-- Information supplied --
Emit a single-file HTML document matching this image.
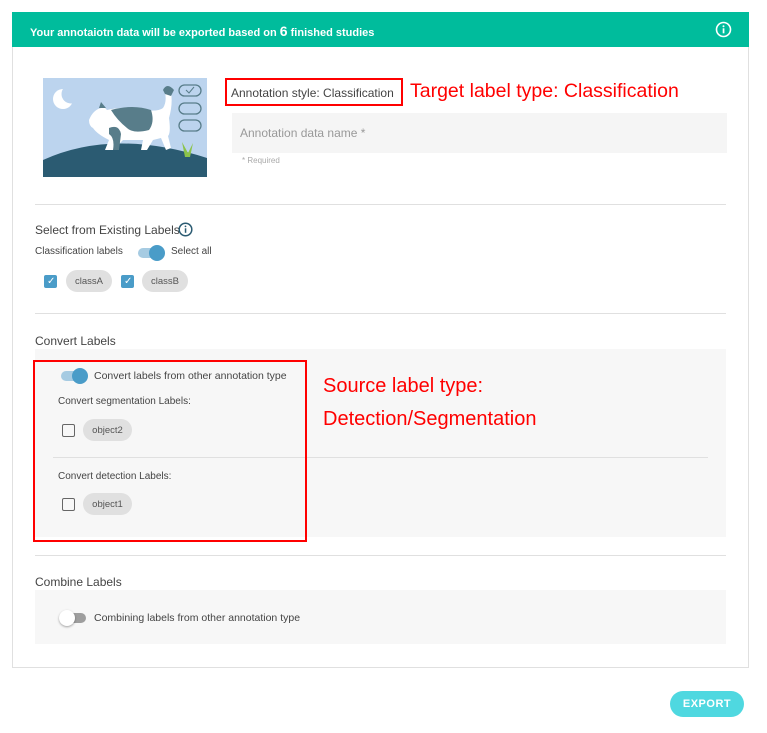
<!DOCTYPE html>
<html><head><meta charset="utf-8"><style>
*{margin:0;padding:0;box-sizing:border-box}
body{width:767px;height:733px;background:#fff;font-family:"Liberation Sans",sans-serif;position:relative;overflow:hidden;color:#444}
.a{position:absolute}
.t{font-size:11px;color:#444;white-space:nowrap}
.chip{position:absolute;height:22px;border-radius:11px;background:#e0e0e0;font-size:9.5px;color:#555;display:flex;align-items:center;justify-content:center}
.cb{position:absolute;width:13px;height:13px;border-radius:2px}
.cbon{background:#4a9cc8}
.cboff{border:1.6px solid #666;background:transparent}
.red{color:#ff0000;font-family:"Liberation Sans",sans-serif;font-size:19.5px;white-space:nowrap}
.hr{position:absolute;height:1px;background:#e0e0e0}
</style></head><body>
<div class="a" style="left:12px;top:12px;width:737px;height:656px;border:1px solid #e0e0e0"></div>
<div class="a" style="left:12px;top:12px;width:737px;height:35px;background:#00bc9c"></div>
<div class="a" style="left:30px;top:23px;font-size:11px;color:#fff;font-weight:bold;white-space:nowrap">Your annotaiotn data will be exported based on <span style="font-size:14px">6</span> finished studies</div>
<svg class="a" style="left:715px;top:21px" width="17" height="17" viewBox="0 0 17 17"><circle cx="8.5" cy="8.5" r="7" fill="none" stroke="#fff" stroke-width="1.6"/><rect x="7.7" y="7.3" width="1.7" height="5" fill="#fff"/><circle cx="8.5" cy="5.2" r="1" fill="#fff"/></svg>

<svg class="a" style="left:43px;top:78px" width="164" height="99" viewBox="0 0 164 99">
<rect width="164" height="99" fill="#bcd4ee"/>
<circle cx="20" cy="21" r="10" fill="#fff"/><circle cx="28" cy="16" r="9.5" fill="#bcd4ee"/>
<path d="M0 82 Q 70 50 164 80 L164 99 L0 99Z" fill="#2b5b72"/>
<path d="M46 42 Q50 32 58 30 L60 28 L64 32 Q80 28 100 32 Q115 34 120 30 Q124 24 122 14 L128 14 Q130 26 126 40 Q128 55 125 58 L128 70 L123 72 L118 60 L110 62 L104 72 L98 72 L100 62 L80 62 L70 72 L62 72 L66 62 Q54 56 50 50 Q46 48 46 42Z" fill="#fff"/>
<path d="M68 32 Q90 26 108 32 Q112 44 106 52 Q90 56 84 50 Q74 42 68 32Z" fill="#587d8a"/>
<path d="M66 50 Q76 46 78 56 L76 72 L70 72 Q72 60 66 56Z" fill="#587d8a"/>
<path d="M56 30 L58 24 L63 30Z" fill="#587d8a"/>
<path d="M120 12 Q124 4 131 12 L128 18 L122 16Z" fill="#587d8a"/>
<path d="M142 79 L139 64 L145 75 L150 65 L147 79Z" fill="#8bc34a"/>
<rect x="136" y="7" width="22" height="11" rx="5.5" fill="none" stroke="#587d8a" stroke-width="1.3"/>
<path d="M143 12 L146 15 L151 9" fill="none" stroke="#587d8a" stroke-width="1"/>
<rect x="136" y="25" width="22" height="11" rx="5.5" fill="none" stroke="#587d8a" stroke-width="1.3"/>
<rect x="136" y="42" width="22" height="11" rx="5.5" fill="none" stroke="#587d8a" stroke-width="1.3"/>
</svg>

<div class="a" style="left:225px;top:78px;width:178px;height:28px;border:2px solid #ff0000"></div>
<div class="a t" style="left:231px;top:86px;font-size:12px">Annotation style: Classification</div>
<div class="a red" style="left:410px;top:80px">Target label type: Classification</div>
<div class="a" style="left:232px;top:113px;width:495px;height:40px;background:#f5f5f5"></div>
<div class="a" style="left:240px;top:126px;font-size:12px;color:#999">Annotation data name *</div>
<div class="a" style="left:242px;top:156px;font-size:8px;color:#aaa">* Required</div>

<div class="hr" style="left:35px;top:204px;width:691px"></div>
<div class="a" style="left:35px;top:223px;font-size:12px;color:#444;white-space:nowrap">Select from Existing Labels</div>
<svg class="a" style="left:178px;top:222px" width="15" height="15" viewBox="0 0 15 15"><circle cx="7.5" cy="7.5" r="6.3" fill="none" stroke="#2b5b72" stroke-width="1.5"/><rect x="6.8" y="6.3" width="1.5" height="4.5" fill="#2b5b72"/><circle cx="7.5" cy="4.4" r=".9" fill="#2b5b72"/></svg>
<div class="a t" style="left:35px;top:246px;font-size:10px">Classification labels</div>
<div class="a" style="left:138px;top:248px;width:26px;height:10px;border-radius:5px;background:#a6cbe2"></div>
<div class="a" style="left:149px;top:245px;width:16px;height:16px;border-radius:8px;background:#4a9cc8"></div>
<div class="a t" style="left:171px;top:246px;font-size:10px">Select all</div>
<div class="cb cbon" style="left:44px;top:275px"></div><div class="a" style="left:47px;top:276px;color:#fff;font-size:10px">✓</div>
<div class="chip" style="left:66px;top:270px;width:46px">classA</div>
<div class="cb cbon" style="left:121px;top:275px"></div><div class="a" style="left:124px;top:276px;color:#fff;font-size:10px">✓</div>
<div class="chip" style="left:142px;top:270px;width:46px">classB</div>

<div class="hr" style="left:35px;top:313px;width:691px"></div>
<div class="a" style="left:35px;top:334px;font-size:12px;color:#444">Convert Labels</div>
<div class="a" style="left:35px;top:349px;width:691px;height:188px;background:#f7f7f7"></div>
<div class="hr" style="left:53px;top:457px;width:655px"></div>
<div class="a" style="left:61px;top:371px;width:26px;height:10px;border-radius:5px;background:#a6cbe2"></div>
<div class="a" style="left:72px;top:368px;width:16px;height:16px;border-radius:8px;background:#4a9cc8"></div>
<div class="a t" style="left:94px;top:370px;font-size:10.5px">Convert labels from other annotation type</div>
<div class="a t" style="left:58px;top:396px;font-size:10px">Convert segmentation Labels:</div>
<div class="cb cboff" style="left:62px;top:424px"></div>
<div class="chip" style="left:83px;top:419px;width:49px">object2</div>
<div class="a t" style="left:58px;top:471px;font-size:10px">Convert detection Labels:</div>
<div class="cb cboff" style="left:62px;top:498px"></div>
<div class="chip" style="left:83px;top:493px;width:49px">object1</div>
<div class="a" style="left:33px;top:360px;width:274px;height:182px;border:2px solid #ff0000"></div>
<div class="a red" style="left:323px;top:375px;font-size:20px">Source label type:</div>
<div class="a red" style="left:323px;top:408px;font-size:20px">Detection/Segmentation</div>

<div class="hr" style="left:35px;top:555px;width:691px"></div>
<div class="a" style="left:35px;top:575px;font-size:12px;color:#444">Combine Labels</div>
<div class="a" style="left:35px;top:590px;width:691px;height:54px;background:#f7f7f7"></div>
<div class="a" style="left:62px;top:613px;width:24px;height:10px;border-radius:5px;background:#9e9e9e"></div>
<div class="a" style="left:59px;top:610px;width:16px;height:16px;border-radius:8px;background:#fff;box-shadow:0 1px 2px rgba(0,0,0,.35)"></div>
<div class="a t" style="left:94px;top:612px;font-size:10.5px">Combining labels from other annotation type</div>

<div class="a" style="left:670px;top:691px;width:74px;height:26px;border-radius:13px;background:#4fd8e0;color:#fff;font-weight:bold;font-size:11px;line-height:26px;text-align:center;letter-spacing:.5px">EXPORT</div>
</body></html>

-- Given problem --
Copy out the data above exactly, except the pictures.

-- Full answer --
Emit a single-file HTML document matching this image.
<!DOCTYPE html>
<html><head><meta charset="utf-8"><style>
*{margin:0;padding:0;box-sizing:border-box}
body{width:767px;height:733px;background:#fff;font-family:"Liberation Sans",sans-serif;position:relative;overflow:hidden;color:#444}
.a{position:absolute}
.t{font-size:11px;color:#444;white-space:nowrap}
.chip{position:absolute;height:22px;border-radius:11px;background:#e0e0e0;font-size:9.5px;color:#555;display:flex;align-items:center;justify-content:center}
.cb{position:absolute;width:13px;height:13px;border-radius:2px}
.cbon{background:#4a9cc8}
.cboff{border:1.6px solid #666;background:transparent}
.red{color:#ff0000;font-family:"Liberation Sans",sans-serif;font-size:19.5px;white-space:nowrap}
.hr{position:absolute;height:1px;background:#e0e0e0}
</style></head><body>
<div class="a" style="left:12px;top:12px;width:737px;height:656px;border:1px solid #e0e0e0"></div>
<div class="a" style="left:12px;top:12px;width:737px;height:35px;background:#00bc9c"></div>
<div class="a" style="left:30px;top:23px;font-size:11px;color:#fff;font-weight:bold;white-space:nowrap">Your annotaiotn data will be exported based on <span style="font-size:14px">6</span> finished studies</div>
<svg class="a" style="left:715px;top:21px" width="17" height="17" viewBox="0 0 17 17"><circle cx="8.5" cy="8.5" r="7" fill="none" stroke="#fff" stroke-width="1.6"/><rect x="7.7" y="7.3" width="1.7" height="5" fill="#fff"/><circle cx="8.5" cy="5.2" r="1" fill="#fff"/></svg>

<svg class="a" style="left:43px;top:78px" width="164" height="99" viewBox="0 0 164 99">
<rect width="164" height="99" fill="#bcd4ee"/>
<circle cx="20" cy="21" r="10" fill="#fff"/><circle cx="28" cy="16" r="9.5" fill="#bcd4ee"/>
<path d="M0 82 Q 70 50 164 80 L164 99 L0 99Z" fill="#2b5b72"/>
<path d="M46 42 Q50 32 58 30 L60 28 L64 32 Q80 28 100 32 Q115 34 120 30 Q124 24 122 14 L128 14 Q130 26 126 40 Q128 55 125 58 L128 70 L123 72 L118 60 L110 62 L104 72 L98 72 L100 62 L80 62 L70 72 L62 72 L66 62 Q54 56 50 50 Q46 48 46 42Z" fill="#fff"/>
<path d="M68 32 Q90 26 108 32 Q112 44 106 52 Q90 56 84 50 Q74 42 68 32Z" fill="#587d8a"/>
<path d="M66 50 Q76 46 78 56 L76 72 L70 72 Q72 60 66 56Z" fill="#587d8a"/>
<path d="M56 30 L58 24 L63 30Z" fill="#587d8a"/>
<path d="M120 12 Q124 4 131 12 L128 18 L122 16Z" fill="#587d8a"/>
<path d="M142 79 L139 64 L145 75 L150 65 L147 79Z" fill="#8bc34a"/>
<rect x="136" y="7" width="22" height="11" rx="5.5" fill="none" stroke="#587d8a" stroke-width="1.3"/>
<path d="M143 12 L146 15 L151 9" fill="none" stroke="#587d8a" stroke-width="1"/>
<rect x="136" y="25" width="22" height="11" rx="5.5" fill="none" stroke="#587d8a" stroke-width="1.3"/>
<rect x="136" y="42" width="22" height="11" rx="5.5" fill="none" stroke="#587d8a" stroke-width="1.3"/>
</svg>

<div class="a" style="left:225px;top:78px;width:178px;height:28px;border:2px solid #ff0000"></div>
<div class="a t" style="left:231px;top:86px;font-size:12px">Annotation style: Classification</div>
<div class="a red" style="left:410px;top:80px">Target label type: Classification</div>
<div class="a" style="left:232px;top:113px;width:495px;height:40px;background:#f5f5f5"></div>
<div class="a" style="left:240px;top:126px;font-size:12px;color:#999">Annotation data name *</div>
<div class="a" style="left:242px;top:156px;font-size:8px;color:#aaa">* Required</div>

<div class="hr" style="left:35px;top:204px;width:691px"></div>
<div class="a" style="left:35px;top:223px;font-size:12px;color:#444;white-space:nowrap">Select from Existing Labels</div>
<svg class="a" style="left:178px;top:222px" width="15" height="15" viewBox="0 0 15 15"><circle cx="7.5" cy="7.5" r="6.3" fill="none" stroke="#2b5b72" stroke-width="1.5"/><rect x="6.8" y="6.3" width="1.5" height="4.5" fill="#2b5b72"/><circle cx="7.5" cy="4.4" r=".9" fill="#2b5b72"/></svg>
<div class="a t" style="left:35px;top:246px;font-size:10px">Classification labels</div>
<div class="a" style="left:138px;top:248px;width:26px;height:10px;border-radius:5px;background:#a6cbe2"></div>
<div class="a" style="left:149px;top:245px;width:16px;height:16px;border-radius:8px;background:#4a9cc8"></div>
<div class="a t" style="left:171px;top:246px;font-size:10px">Select all</div>
<div class="cb cbon" style="left:44px;top:275px"></div><div class="a" style="left:47px;top:276px;color:#fff;font-size:10px">✓</div>
<div class="chip" style="left:66px;top:270px;width:46px">classA</div>
<div class="cb cbon" style="left:121px;top:275px"></div><div class="a" style="left:124px;top:276px;color:#fff;font-size:10px">✓</div>
<div class="chip" style="left:142px;top:270px;width:46px">classB</div>

<div class="hr" style="left:35px;top:313px;width:691px"></div>
<div class="a" style="left:35px;top:334px;font-size:12px;color:#444">Convert Labels</div>
<div class="a" style="left:35px;top:349px;width:691px;height:188px;background:#f7f7f7"></div>
<div class="hr" style="left:53px;top:457px;width:655px"></div>
<div class="a" style="left:61px;top:371px;width:26px;height:10px;border-radius:5px;background:#a6cbe2"></div>
<div class="a" style="left:72px;top:368px;width:16px;height:16px;border-radius:8px;background:#4a9cc8"></div>
<div class="a t" style="left:94px;top:370px;font-size:10.5px">Convert labels from other annotation type</div>
<div class="a t" style="left:58px;top:396px;font-size:10px">Convert segmentation Labels:</div>
<div class="cb cboff" style="left:62px;top:424px"></div>
<div class="chip" style="left:83px;top:419px;width:49px">object2</div>
<div class="a t" style="left:58px;top:471px;font-size:10px">Convert detection Labels:</div>
<div class="cb cboff" style="left:62px;top:498px"></div>
<div class="chip" style="left:83px;top:493px;width:49px">object1</div>
<div class="a" style="left:33px;top:360px;width:274px;height:182px;border:2px solid #ff0000"></div>
<div class="a red" style="left:323px;top:375px;font-size:20px">Source label type:</div>
<div class="a red" style="left:323px;top:408px;font-size:20px">Detection/Segmentation</div>

<div class="hr" style="left:35px;top:555px;width:691px"></div>
<div class="a" style="left:35px;top:575px;font-size:12px;color:#444">Combine Labels</div>
<div class="a" style="left:35px;top:590px;width:691px;height:54px;background:#f7f7f7"></div>
<div class="a" style="left:62px;top:613px;width:24px;height:10px;border-radius:5px;background:#9e9e9e"></div>
<div class="a" style="left:59px;top:610px;width:16px;height:16px;border-radius:8px;background:#fff;box-shadow:0 1px 2px rgba(0,0,0,.35)"></div>
<div class="a t" style="left:94px;top:612px;font-size:10.5px">Combining labels from other annotation type</div>

<div class="a" style="left:670px;top:691px;width:74px;height:26px;border-radius:13px;background:#4fd8e0;color:#fff;font-weight:bold;font-size:11px;line-height:26px;text-align:center;letter-spacing:.5px">EXPORT</div>
</body></html>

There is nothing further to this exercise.